Cooking Time: 16 Minutes
Preparation Time: 5 Minutes
Total Serves: 4
The Ingredient List
- MAGGI Penne Pazzta - 4 Packets
- MAGGI Rich Tomato Ketchup - 4 Tablespoons
- Tomato Puree - 3 Tablespoons
- Spring Onion - 4 Tablespoons (Chopped) Or 1, Medium Size
- Garlic - 6 Cloves
- Jeera Powder - ½ Teaspoon
- Water - 4 Cups
- Olive Oil - 2 Tablespoons
- Brocoli Florets - 10-12
- Red Chilli Flakes - 2 Teaspoons
- Black Pepper Powder - ½ Teaspoon
- Salt - 1½ Teaspoons
- Spring Onion Greens - 2 Tablespoons + For Garnish
- Coriander Leaves - 2 Tablespoons + For Garnish
- Grated Parmesan Cheese - 1 Teaspoon (For Garnish)
The Easy Steps
- Blanch brocoli florets. Add them to bowl and microwave for 2 mins on high.
- Chop onions and keep them aside.
- Crush garlic cloves and keep them aside.
- Add 4 cups of water to a saucepan and bring it to boil. Add ½ teaspoon of salt and few drops of olive oil. Once the water boils, add MAGGI Penne Pazzta. Cool till al dente. Strain the pasta and reserve the water. Immediately, pour cold water on pasta to stop further.

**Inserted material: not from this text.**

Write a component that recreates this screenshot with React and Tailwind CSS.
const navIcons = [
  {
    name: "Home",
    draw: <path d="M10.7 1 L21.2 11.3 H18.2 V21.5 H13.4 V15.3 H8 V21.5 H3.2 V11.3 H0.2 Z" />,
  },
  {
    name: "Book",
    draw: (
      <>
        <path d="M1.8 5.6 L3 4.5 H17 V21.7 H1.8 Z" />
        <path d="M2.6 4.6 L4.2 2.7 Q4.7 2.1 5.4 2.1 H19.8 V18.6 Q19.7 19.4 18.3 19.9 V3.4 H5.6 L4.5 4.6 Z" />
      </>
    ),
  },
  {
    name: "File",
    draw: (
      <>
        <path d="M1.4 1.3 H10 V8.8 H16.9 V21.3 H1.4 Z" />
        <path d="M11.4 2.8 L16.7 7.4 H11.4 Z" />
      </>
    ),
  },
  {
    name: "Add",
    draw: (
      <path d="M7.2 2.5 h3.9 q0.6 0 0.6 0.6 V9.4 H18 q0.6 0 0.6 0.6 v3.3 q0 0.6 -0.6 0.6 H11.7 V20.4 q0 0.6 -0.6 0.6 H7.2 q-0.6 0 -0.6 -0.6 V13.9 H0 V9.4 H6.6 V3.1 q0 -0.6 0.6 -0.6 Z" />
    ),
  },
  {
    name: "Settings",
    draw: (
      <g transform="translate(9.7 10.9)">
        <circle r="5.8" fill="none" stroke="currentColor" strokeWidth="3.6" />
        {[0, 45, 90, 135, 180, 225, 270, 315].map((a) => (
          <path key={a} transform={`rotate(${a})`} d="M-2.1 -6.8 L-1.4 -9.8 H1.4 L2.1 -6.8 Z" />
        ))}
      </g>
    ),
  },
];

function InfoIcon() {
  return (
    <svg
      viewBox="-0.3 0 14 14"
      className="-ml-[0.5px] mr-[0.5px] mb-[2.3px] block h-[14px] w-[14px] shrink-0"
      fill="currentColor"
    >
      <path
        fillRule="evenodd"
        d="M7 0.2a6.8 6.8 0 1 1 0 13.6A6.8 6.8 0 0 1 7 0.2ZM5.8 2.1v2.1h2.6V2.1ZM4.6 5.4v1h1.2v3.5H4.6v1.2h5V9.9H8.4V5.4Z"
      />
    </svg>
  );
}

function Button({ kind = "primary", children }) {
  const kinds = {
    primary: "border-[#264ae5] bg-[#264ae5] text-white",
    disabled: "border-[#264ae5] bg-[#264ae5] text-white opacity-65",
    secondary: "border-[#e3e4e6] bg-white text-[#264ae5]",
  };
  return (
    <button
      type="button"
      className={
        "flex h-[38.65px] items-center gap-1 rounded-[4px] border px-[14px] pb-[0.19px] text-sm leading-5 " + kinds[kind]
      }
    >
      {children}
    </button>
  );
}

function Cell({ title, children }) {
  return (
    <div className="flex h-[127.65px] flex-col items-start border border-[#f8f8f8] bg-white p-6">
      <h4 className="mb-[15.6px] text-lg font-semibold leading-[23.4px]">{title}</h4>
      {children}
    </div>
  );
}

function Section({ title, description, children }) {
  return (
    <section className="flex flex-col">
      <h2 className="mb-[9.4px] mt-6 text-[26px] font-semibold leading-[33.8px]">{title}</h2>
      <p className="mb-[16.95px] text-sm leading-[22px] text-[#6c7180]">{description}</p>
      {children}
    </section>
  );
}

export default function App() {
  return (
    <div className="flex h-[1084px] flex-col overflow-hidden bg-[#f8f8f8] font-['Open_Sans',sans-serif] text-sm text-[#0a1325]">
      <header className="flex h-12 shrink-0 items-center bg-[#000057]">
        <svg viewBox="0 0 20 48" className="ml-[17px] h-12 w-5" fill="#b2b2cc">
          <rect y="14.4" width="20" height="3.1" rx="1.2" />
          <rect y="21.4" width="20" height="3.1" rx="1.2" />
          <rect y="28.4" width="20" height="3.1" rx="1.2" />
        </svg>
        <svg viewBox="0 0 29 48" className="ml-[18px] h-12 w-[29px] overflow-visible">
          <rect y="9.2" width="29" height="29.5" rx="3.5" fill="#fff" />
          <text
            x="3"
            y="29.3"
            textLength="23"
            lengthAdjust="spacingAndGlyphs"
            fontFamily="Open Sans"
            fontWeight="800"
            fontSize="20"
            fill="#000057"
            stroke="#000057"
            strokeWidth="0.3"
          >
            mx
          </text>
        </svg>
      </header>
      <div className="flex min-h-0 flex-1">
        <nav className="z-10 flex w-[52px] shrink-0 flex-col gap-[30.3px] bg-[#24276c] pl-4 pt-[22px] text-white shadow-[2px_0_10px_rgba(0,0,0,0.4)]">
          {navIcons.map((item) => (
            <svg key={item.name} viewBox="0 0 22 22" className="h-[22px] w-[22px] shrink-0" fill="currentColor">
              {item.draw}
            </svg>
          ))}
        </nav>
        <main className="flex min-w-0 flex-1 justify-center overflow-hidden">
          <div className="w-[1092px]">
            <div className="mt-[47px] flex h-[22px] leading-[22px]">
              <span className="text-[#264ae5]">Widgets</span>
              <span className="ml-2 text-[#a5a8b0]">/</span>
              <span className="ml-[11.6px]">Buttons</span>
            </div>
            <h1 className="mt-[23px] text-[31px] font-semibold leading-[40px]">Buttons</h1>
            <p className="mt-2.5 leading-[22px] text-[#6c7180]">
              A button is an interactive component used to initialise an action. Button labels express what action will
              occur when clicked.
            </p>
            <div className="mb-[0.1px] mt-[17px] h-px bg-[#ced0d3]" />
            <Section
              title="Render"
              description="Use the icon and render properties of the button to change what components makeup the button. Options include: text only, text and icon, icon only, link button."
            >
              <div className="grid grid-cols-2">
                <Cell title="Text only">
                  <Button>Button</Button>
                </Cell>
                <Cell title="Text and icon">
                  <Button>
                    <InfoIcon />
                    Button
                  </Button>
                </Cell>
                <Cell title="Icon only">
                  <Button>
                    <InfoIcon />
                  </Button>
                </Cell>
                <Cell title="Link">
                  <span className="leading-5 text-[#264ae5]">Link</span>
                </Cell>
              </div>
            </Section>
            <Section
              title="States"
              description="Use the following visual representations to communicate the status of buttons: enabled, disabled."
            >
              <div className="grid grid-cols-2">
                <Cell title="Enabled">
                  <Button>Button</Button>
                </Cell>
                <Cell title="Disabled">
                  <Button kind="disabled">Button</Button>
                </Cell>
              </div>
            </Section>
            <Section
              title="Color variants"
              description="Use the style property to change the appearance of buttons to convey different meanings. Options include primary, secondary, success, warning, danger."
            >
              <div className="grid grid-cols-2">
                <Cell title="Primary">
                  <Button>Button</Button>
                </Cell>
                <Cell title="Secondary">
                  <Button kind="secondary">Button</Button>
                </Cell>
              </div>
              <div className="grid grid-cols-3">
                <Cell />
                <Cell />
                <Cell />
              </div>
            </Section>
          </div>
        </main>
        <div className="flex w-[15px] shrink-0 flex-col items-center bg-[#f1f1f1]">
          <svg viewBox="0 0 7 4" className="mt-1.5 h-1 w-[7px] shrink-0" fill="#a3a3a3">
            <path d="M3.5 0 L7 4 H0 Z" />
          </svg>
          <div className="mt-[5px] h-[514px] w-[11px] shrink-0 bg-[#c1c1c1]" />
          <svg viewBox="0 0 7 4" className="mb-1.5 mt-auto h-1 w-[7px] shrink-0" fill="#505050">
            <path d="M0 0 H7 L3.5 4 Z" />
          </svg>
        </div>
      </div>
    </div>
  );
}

- In a separate pan, add olive oil and saute garlic. Don’t burn the garlic, so keep stirring. After a minute, add chopped onions and saute. After 2-3 mins, add tomato ketchup and tomato puree. Cook for 4-5 mins. Then add jeera powder, salt, black pepper powder, red chilli flakes, and salt. Cook the spices for a minute. Then add brocoli florets. Keep stirring. Finally, add pasta and toss everything.
- Garnish with the spring onions, chopped coriander leaves, and parmesan cheese. Serve hot.